> **Records with interface code**
## Start

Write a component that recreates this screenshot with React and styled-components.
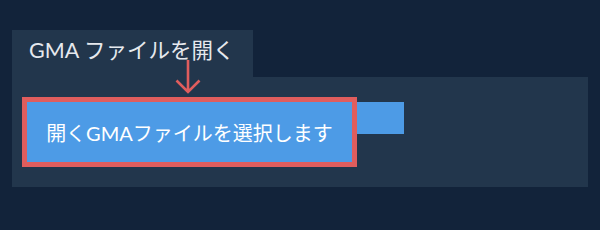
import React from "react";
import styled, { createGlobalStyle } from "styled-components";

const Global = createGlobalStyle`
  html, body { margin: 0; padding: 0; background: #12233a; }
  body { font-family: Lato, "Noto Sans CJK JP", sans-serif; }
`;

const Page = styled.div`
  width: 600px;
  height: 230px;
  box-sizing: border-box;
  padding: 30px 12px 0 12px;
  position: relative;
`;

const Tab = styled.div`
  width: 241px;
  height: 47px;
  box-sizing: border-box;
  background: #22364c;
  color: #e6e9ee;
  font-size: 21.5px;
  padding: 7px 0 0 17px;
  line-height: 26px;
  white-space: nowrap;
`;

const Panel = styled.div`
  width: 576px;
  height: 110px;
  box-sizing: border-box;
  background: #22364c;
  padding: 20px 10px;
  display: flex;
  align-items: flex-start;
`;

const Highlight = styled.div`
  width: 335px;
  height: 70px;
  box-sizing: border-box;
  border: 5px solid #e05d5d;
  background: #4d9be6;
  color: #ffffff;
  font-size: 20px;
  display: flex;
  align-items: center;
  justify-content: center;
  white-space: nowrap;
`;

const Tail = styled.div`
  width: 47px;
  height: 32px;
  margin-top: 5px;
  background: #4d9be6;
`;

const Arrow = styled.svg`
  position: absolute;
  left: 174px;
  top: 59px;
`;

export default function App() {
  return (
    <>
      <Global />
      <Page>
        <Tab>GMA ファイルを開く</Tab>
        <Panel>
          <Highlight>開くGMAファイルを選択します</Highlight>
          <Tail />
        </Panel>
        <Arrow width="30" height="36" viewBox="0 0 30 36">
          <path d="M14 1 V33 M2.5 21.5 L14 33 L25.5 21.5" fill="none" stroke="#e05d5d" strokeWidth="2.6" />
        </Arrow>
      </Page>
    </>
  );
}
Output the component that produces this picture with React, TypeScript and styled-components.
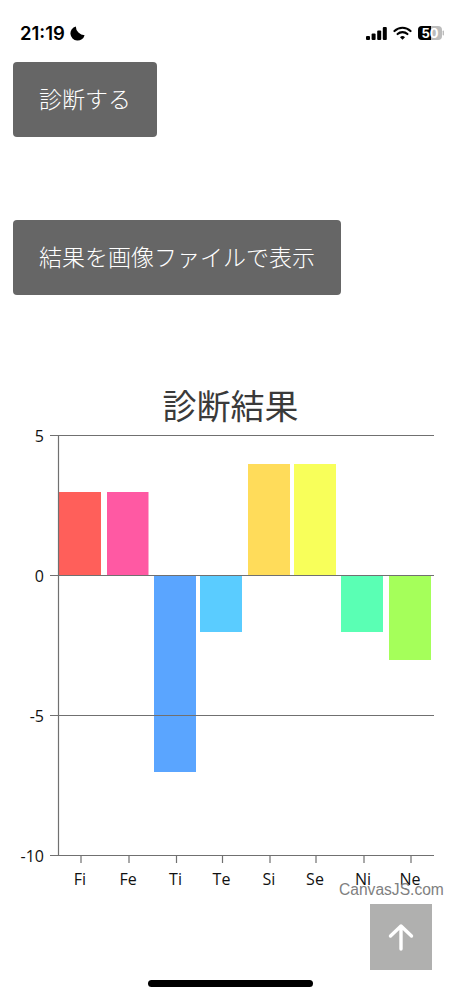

## End

> **AIM OF THE TASK**
Without the pictures, transcribe the listing above exactly.

> **TASK ANSWER**
Write a component that recreates this screenshot with React and styled-components.
import React from "react";
import styled, { createGlobalStyle } from "styled-components";

const Global = createGlobalStyle`
  html, body { margin: 0; padding: 0; background: #12233a; }
  body { font-family: Lato, "Noto Sans CJK JP", sans-serif; }
`;

const Page = styled.div`
  width: 600px;
  height: 230px;
  box-sizing: border-box;
  padding: 30px 12px 0 12px;
  position: relative;
`;

const Tab = styled.div`
  width: 241px;
  height: 47px;
  box-sizing: border-box;
  background: #22364c;
  color: #e6e9ee;
  font-size: 21.5px;
  padding: 7px 0 0 17px;
  line-height: 26px;
  white-space: nowrap;
`;

const Panel = styled.div`
  width: 576px;
  height: 110px;
  box-sizing: border-box;
  background: #22364c;
  padding: 20px 10px;
  display: flex;
  align-items: flex-start;
`;

const Highlight = styled.div`
  width: 335px;
  height: 70px;
  box-sizing: border-box;
  border: 5px solid #e05d5d;
  background: #4d9be6;
  color: #ffffff;
  font-size: 20px;
  display: flex;
  align-items: center;
  justify-content: center;
  white-space: nowrap;
`;

const Tail = styled.div`
  width: 47px;
  height: 32px;
  margin-top: 5px;
  background: #4d9be6;
`;

const Arrow = styled.svg`
  position: absolute;
  left: 174px;
  top: 59px;
`;

export default function App() {
  return (
    <>
      <Global />
      <Page>
        <Tab>GMA ファイルを開く</Tab>
        <Panel>
          <Highlight>開くGMAファイルを選択します</Highlight>
          <Tail />
        </Panel>
        <Arrow width="30" height="36" viewBox="0 0 30 36">
          <path d="M14 1 V33 M2.5 21.5 L14 33 L25.5 21.5" fill="none" stroke="#e05d5d" strokeWidth="2.6" />
        </Arrow>
      </Page>
    </>
  );
}
Output the component that produces this picture with React, TypeScript and styled-components.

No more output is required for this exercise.